Where does gaming go next, as more of us play online for longer? “Network evolution will start to track gaming evolution,” Kemp tells me. “We are spending a huge amount of time, certainly in research and development looking at 'what do our network equipment suppliers have on their roadmap? What does the gaming industry have on its roadmap? And how can we join the dots?'
“We're going to move into a world with 5G slicing or 5G mobile edge computing or when we get close to two gigabits per second of home fiber broadband. We will see eSports and competitive gaming evolving. We should expect games like Call of Duty to make massive advancements in their production facilities that need the demands of the networks.
“For me, building networks that are fit for the future is our number one and two priority in gaming at the moment,” he says. “We will be having, hopefully, this conversation in two years time and we'll be in a spatial computing environment, where we'll be watching your gameplay over the weekend. And networks will have to serve that capability in a different way than “it has to serve it today.”
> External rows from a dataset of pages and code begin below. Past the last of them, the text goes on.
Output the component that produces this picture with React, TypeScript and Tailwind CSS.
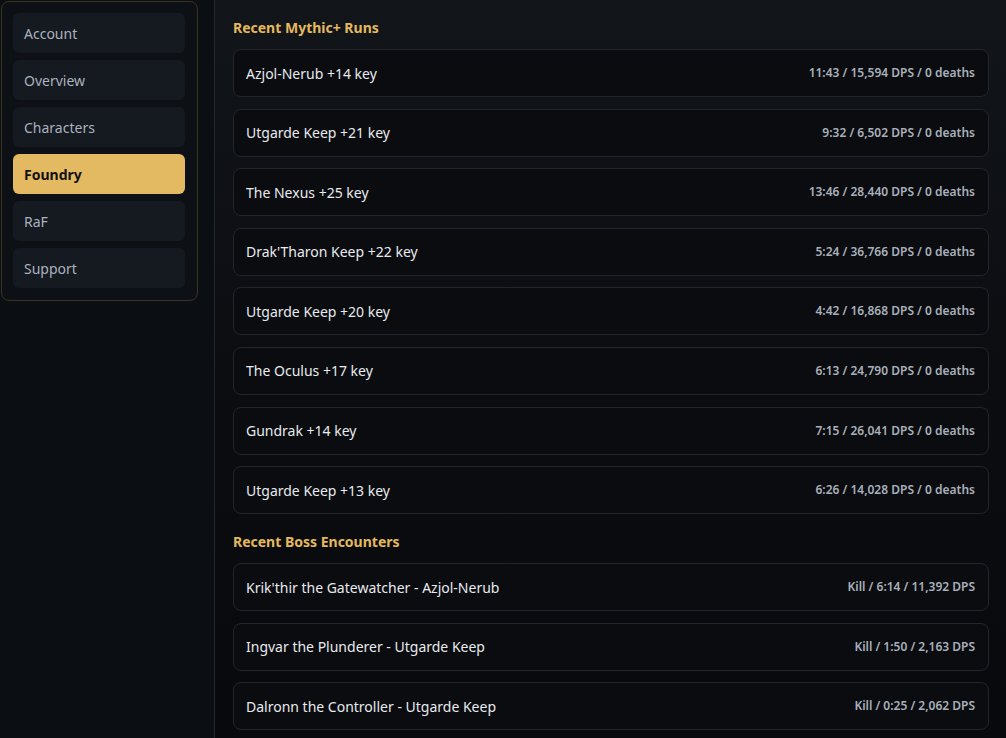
const navItems = ['Account', 'Overview', 'Characters', 'Foundry', 'RaF', 'Support'];

const runs = [
  { name: 'Azjol-Nerub +14 key', stats: '11:43 / 15,594 DPS / 0 deaths' },
  { name: 'Utgarde Keep +21 key', stats: '9:32 / 6,502 DPS / 0 deaths' },
  { name: 'The Nexus +25 key', stats: '13:46 / 28,440 DPS / 0 deaths' },
  { name: "Drak'Tharon Keep +22 key", stats: '5:24 / 36,766 DPS / 0 deaths' },
  { name: 'Utgarde Keep +20 key', stats: '4:42 / 16,868 DPS / 0 deaths' },
  { name: 'The Oculus +17 key', stats: '6:13 / 24,790 DPS / 0 deaths' },
  { name: 'Gundrak +14 key', stats: '7:15 / 26,041 DPS / 0 deaths' },
  { name: 'Utgarde Keep +13 key', stats: '6:26 / 14,028 DPS / 0 deaths' },
];

const bosses = [
  { name: "Krik'thir the Gatewatcher - Azjol-Nerub", stats: 'Kill / 6:14 / 11,392 DPS' },
  { name: 'Ingvar the Plunderer - Utgarde Keep', stats: 'Kill / 1:50 / 2,163 DPS' },
  { name: 'Dalronn the Controller - Utgarde Keep', stats: 'Kill / 0:25 / 2,062 DPS' },
];

function Row({ name, stats }: { name: string; stats: string }) {
  return (
    <div className="flex h-[48px] items-center justify-between rounded-lg border border-[#22262c] bg-[#0a0c10] pl-[12px] pr-[13px]">
      <span className="text-[14px] text-[#e8eaed]">{name}</span>
      <span className="text-[12px] font-semibold text-[#a9b0ba]">{stats}</span>
    </div>
  );
}

function Section({ title, rows }: { title: string; rows: { name: string; stats: string }[] }) {
  return (
    <div>
      <h2 className="mb-[11px] text-[14px] font-bold leading-[20px] text-[#e3b95e]">{title}</h2>
      <div className="flex flex-col gap-[11.6px]">
        {rows.map((r) => (
          <Row key={r.name} name={r.name} stats={r.stats} />
        ))}
      </div>
    </div>
  );
}

export default function App() {
  return (
    <div
      className="flex h-[738px] w-[1006px] overflow-hidden bg-[#0a0c10]"
      style={{ fontFamily: '"Noto Sans", "Open Sans", sans-serif' }}
    >
      <aside className="w-[215px] shrink-0 border-r border-[#24282d] bg-[#0b0e12] pl-[1px] pt-[1px]">
        <nav className="flex w-[197px] flex-col gap-[7px] rounded-lg border border-[#3b3322] bg-[#0d1015] pb-[12px] pl-[11px] pr-[12px] pt-[11px]">
          {navItems.map((item) =>
            item === 'Foundry' ? (
              <div
                key={item}
                className="flex h-[40px] items-center rounded-md bg-[#e3b962] px-[11px] text-[14px] font-bold text-[#111]"
              >
                {item}
              </div>
            ) : (
              <div
                key={item}
                className="flex h-[40px] items-center rounded-md bg-[#151920] px-[11px] text-[14px] text-[#aab2bf]"
              >
                {item}
              </div>
            )
          )}
        </nav>
      </aside>
      <main className="flex-1 bg-gradient-to-b from-[#12151a] via-[#0b0d11] to-[#08090c] pl-[18px] pr-[17px] pt-[18px]">
        <div className="flex flex-col gap-[18px]">
          <Section title="Recent Mythic+ Runs" rows={runs} />
          <Section title="Recent Boss Encounters" rows={bosses} />
        </div>
      </main>
    </div>
  );
}
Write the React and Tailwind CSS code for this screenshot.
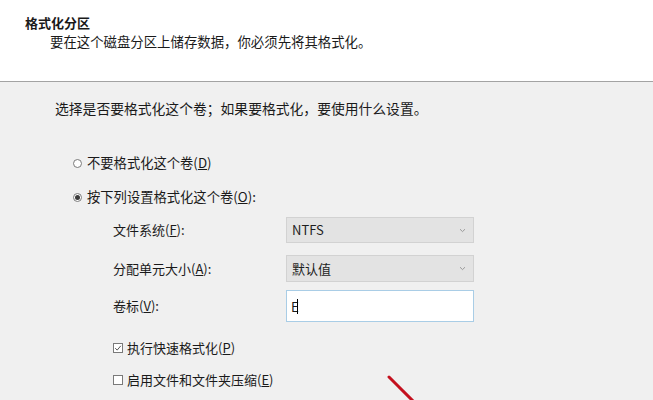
import React from "react";

const font = { fontFamily: '"Microsoft YaHei","Noto Sans CJK SC","Noto Sans",sans-serif' };

function Chevron() {
  return (
    <svg width="7" height="5" viewBox="0 0 7 5" className="shrink-0">
      <path d="M1 1.2 L3.5 3.6 L6 1.2" fill="none" stroke="#9a9a9a" strokeWidth="1" />
    </svg>
  );
}

function Radio({ checked }) {
  return (
    <span className="w-[9px] h-[9px] rounded-full border border-[#7a7a7a] bg-white flex items-center justify-center shrink-0">
      {checked && <span className="w-[5px] h-[5px] rounded-full bg-[#3a3a3a]" />}
    </span>
  );
}

function Check({ checked }) {
  return (
    <span className="w-[10px] h-[10px] border border-[#7a7a7a] bg-white flex items-center justify-center shrink-0">
      {checked && (
        <svg width="8" height="8" viewBox="0 0 8 8">
          <path d="M1.2 4.2 L3.2 6.1 L6.8 1.8" fill="none" stroke="#555" strokeWidth="1" />
        </svg>
      )}
    </span>
  );
}

function Select({ value, h }) {
  return (
    <div className={`w-[188px] ${h} bg-[#e3e3e3] border border-[#d2d2d2] flex items-center justify-between pl-[5px] pr-[7px]`}>
      <span className="text-[13px] text-[#1e1e1e]">{value}</span>
      <Chevron />
    </div>
  );
}

export default function App() {
  return (
    <div className="w-[653px] h-[400px] bg-[#f0f0f0] relative overflow-hidden text-[#1a1a1a]" style={font}>
      <div className="h-[82px] bg-white border-b border-[#a3a3a3] pt-[14px] pl-[25px]">
        <div className="text-[13px] font-bold leading-[17px]">格式化分区</div>
        <div className="text-[13.4px] leading-[17px] pl-[25px] mt-[2px]">要在这个磁盘分区上储存数据，你必须先将其格式化。</div>
      </div>
      <div className="flex flex-col">
        <div className="h-[52px] flex items-center pl-[55px] text-[13.8px]">选择是否要格式化这个卷；如果要格式化，要使用什么设置。</div>
        <div className="h-[34px] mt-[12px] flex items-center gap-[5px] pl-[73px] text-[13.3px]">
          <Radio />
          <span>不要格式化这个卷(<span className="underline">D</span>)</span>
        </div>
        <div className="h-[34px] flex items-center gap-[5px] pl-[73px] text-[13.3px]">
          <Radio checked />
          <span>按下列设置格式化这个卷(<span className="underline">O</span>):</span>
        </div>
        <div className="flex flex-col pl-[113px] mt-[3px] text-[13px]">
          <div className="flex items-center h-[26px]">
            <span className="w-[173px]">文件系统(<span className="underline">F</span>):</span>
            <Select value="NTFS" h="h-[26px]" />
          </div>
          <div className="flex items-center h-[27px] mt-[12px]">
            <span className="w-[173px]">分配单元大小(<span className="underline">A</span>):</span>
            <Select value="默认值" h="h-[27px]" />
          </div>
          <div className="flex items-center h-[32px] mt-[8px]">
            <span className="w-[173px]">卷标(<span className="underline">V</span>):</span>
            <div className="w-[188px] h-[32px] bg-white border border-[#a9cde6] flex items-center pl-[4px]">
              <span className="text-[13px] leading-none">E</span>
              <span className="w-[1px] h-[15px] bg-black ml-[-2px]" />
            </div>
          </div>
        </div>
        <div className="h-[32px] mt-[10px] flex items-center gap-[4px] pl-[113px] text-[13px]">
          <Check checked />
          <span>执行快速格式化(<span className="underline">P</span>)</span>
        </div>
        <div className="h-[32px] flex items-center gap-[4px] pl-[113px] text-[13px]">
          <Check />
          <span>启用文件和文件夹压缩(<span className="underline">E</span>)</span>
        </div>
      </div>
      <svg className="absolute left-0 top-0 pointer-events-none" width="653" height="400">
        <line x1="389" y1="377" x2="416" y2="404" stroke="#c4101e" strokeWidth="3" strokeLinecap="round" />
      </svg>
    </div>
  );
}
I tell Kemp I have moved on from picturing Roald Dahl's Oompa Loompas to imagining myself conducting an interview as a Star Wars-like hologram. “Totally! I mean, as a massive Star Wars fan and a technologist, we are destined to get to that point in the very near future,” Kemp laughs. “There is no doubt networks will have to continually evolve and transform to serve those future-based services to make sure that we can actually deliver on that Star Wars promise.”